Background
High oil prices, growing concerns over national security and climate change are driving investment and innovation in the renewable alternative fuels [1,2]. Among various potentially alternatives, butanol has been proposed as an excellent substitute or supplement for gasoline, and has been demonstrated to work in some vehicles designed for use with gasoline without any engine modification [1]. In addition to manufacture from petroleum through chemical refinery process, industry production of butanol is typically through a so-called ABE fermentation process employing gram-positive, spore forming and anaerobic organism Clostridium acetobutylicum [2]. C. acetobutylicum is capable of producing a mixture of acetone (A), butanol (B) and ethanol (E) from a variety of carbohydrate substrates such as starch [3]. According to an estimate in 2008, butanol accounted for a 7-8.4 billon US dollar market worldwide and has a projected market expansion of 3% per year in the near future [4].
Significant efforts have been spent on physiological and genetic characterization of solvent-producing C. acetobutylicum in the past decades [5-8], and tools for genetic manipulation of C. acetobutylicum were also developed [9-11]. In 2001, the whole genome of well studied C. acetobutylicum ATCC 824 was sequenced, revealing a 3.94 Mb chromosome which encodes 3740 open reading frames (ORF), and a 192 Kb megaplasmid which encodes 178 ORFs [12]. Afterwards, a series of studies employing global approaches have been performed [13-16], and the genome-scale metabolic model of C. acetobutylicum was also constructed [17-19]. These efforts have improved the understanding of regulatory and metabolic networks of this industry significant species.
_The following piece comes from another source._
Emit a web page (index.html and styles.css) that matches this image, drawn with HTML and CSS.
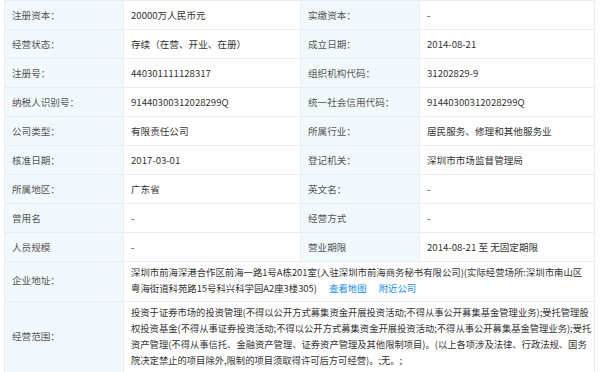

However, most of the C. acetobutylicum strains are not optimized systems for butanol production because their spore-forming life cycle decreases the efficiency of industrial fermentation, and the ABE fermentation process also creates a number of by-products, such as H2, acetic, lactic and propionic acids, acetone, isopropanol and ethanol [20]. As a result, the butanol yield is difficult to control and a significant amount of energy is wasted in these by-products. Moreover, it also increases the cost of downstream butanol purification. To address these issues, various modification approaches, such as mutagenesis by chemical or radiation agents, and genetic engineering, have been performed to improve the butanol production [10,21]. Our laboratory has previously obtained a high butanol producing strain, C. acetobutylicum EA 2018, through butanol resistance screening of N-methyl-N-nitro-N-nitrosoguanidine (NTG) treated Clostridium strain isolated from soil [22]. Preliminary results in a 100-ton continuous fermenter showed that butanol ratio and starch conversion rates of EA 2018 strain were 10% and 5% higher than those reported in recent literature [23]. To explore the genetic difference between EA 2018 and ATCC 824, in this study, the C. acetobutylicum EA 2018 genome was sequenced using Roche 454 pyrosequencing together with traditional Sanger sequencing. In addition, comparative genomic and transcriptomic analyses of EA 2018 and ATCC 824 were also performed. The study, for the first time, provides a molecular-level understanding of higher solvent production, enhanced xylose utilization and non-sporulation in the mutant EA 2018. The information could be valuable for further genetic modification of C. acetobutylicum for more effective butanol production.